Une bête politique blessée

Donald Trump. Arnulfo Franco / The Associated Press Photo: Arnulfo Franco

Chacun de ses dérapages verbaux provoque des tsunamis d’indignation. Même le Parti républicain commence à s’inquiéter. Gordon Humphrey, lui, est dégoûté. Cela fait des mois que ce sénateur à la retraite du New Hampshire mène la charge contre l’imprévisible milliardaire. En vain? Peut-être pas…

«Trump doit être limogé en vertu de l’article 9 du RNC [Comité national républicain]», explique Humphrey, 76 ans, dans une entrevue téléphonique.

Que dit cet article? «Le Comité national républicain est autorisé et habilité à remplir toute vacance qui adviendrait en cas de décès, de démission ou autre du candidat républicain à la présidentielle ou de son colistier candidat à la vice-présidence des États-Unis.»

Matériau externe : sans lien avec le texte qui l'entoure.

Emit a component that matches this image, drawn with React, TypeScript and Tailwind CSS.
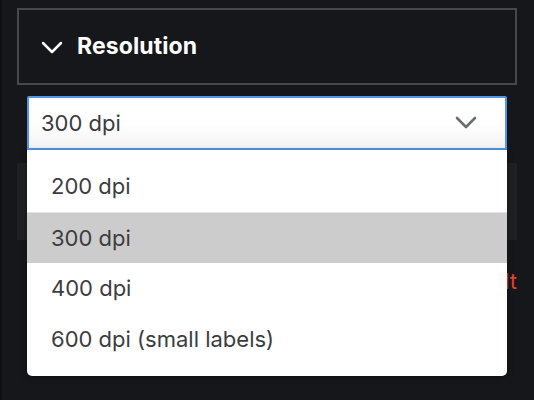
import React from "react";

const options = ["200 dpi", "300 dpi", "400 dpi", "600 dpi (small labels)"];

function Chevron({ className, stroke = 2.5 }: { className?: string; stroke?: number }) {
  return (
    <svg viewBox="0 0 22 14" className={className} fill="none">
      <polyline points="2,2 11,11 20,2" stroke="currentColor" strokeWidth={stroke} strokeLinecap="round" strokeLinejoin="round" />
    </svg>
  );
}

export default function App() {
  const selected = "300 dpi";
  return (
    <div
      className="w-[534px] h-[400px] overflow-hidden bg-[#16171b] border-l-2 border-[#0e0f12] pt-2"
      style={{ fontFamily: "Inter, 'Liberation Sans', sans-serif" }}
    >
      <div className="ml-[15px] w-[500px] flex flex-col">
        {/* Section header */}
        <div className="h-[77px] border-2 border-[#47484c] flex items-center px-[22px] gap-[14px]">
          <Chevron className="w-[22px] h-[14px] text-white mt-[2px]" />
          <span className="text-white font-bold text-[23px] tracking-[0.1px]">Resolution</span>
        </div>

        {/* Select */}
        <div className="relative mx-[10px] mt-[11px]">
          <div className="h-[54px] bg-gradient-to-b from-white via-white to-[#f3f3f3] border-2 border-[#5495e4] rounded-t-[2px] flex items-center justify-between pl-[12px] pr-[28px]">
            <span className="text-[#3a3b3e] text-[22px]">{selected}</span>
            <Chevron className="w-[22px] h-[14px] text-[#6b6c6f]" stroke={2.6} />
          </div>

          {/* Open dropdown list */}
          <div className="absolute left-0 right-0 top-[54px] z-10 bg-white rounded-b-[5px] shadow-[0_2px_6px_rgba(0,0,0,0.35)] py-[11px]">
            {options.map((o) => (
              <div
                key={o}
                className={
                  "h-[51px] flex items-center pl-[24px] text-[22px] text-[#3c3d41] " +
                  (o === selected ? "bg-[#cccccc] border-t border-[#e4e4e4]" : "")
                }
              >
                {o}
              </div>
            ))}
          </div>
        </div>

        {/* Collapsed section behind the list */}
        <div className="mt-[13px] h-[77px] bg-[#1f2024]" />

        {/* Reset link */}
        <div className="mt-[25px] flex justify-end">
          <span className="text-[#e0412f] text-[22px]">Reset to default</span>
        </div>
      </div>
    </div>
  );
}
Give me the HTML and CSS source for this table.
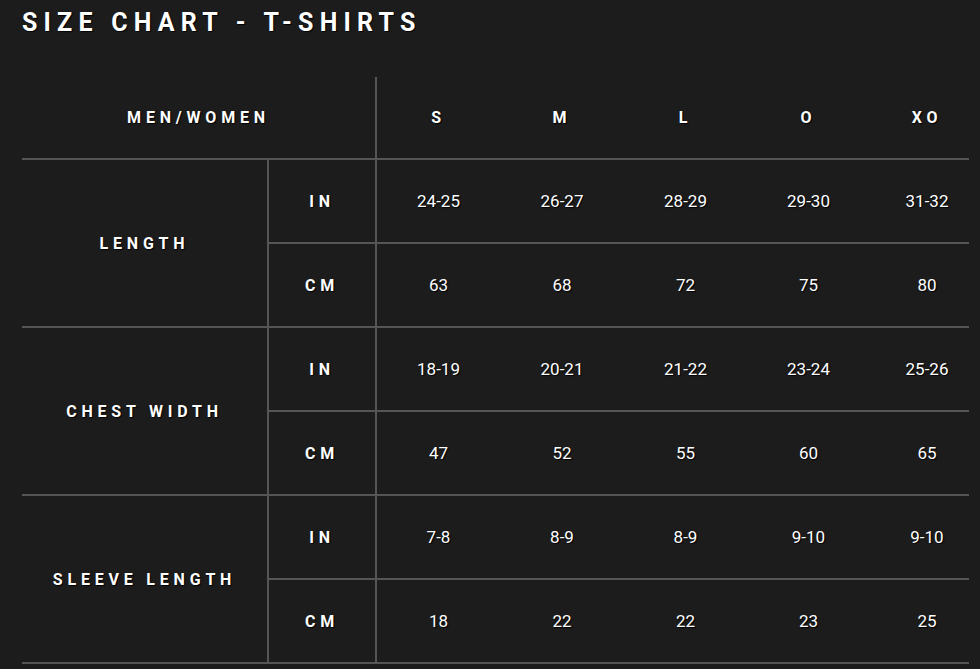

Humphrey insiste sur le mot «autre». Pour lui, Trump est un sociopathe. «Il souffre d’un trouble de la personnalité. Cela le rend dangereux pour notre sécurité nationale.»

Est-il carrément fou? «De plus en plus de républicains comme moi – je voterai pour Hillary Clinton s’il n’est pas remplacé – estiment qu’il est mentalement déséquilibré.» Alors? Les gros canons du Grand Old Party commencent à tirer à boulets rouges sur Trump et, soutient l’ex-sénateur (1979-1990), il «faut vite lui trouver un remplaçant». Oui, mais qui?

«Peu importe, on ne peut avoir un commandant en chef posant le doigt sur le bouton nucléaire et risquant l’incinération de nos familles», conclut Gordon Humphrey. À la convention républicaine du mois dernier, à Cleveland, il avait en vain cherché à déposer une pétition contre la nomination de Trump.

Reléguer le magnat de l’immobilier au rayon des accessoires risque fort de déplaire à ses adeptes. Sans eux, Trump, qui assure avoir un «très bon cerveau», ne serait pas dans la course à la Maison-Blanche. Il est en symbiose avec les électeurs en décalage avec la vie politique de tous les jours ou perdus dans la mondialisation des échanges économiques.

Avec ses déclarations tonitruantes, il sait faire vibrer leurs émotions et leurs stéréotypes. Ils se sentent marginalisés, et Trump leur offre des vérités simples pour expliquer la complexification du monde.

Ils ne se formalisent pas de ses grossiers mensonges, car il exprime haut et fort la colère d’une Amérique ordinaire, trop longtemps ignorée. Si la spontanéité de ses impulsions inquiète des républicains comme Gordon Humphrey, eux n’en ont cure. 

Cela relèverait de la suffisance intellectuelle que de qualifier les «trumpistes» d’«esprits perdus». Il faudrait plutôt évoquer le concept d’«ignorance rationnelle» ou la théorie du moindre effort. L’électeur fait le service minimum pour mieux comprendre les complexités politiques.

Le monde selon Trump n’inquiète guère les 14 millions d’Américains ayant voté pour lui lors des primaires. Il lui en faudrait au moins quatre fois plus pour faire son entrée à la Maison Blanche et, dans les sondages, c’est la descente, aux enfers.

Le facétieux milliardaire est aujourd’hui une bête politique blessée. Mais il n’est pas encore dans la boue, au fond du fossé.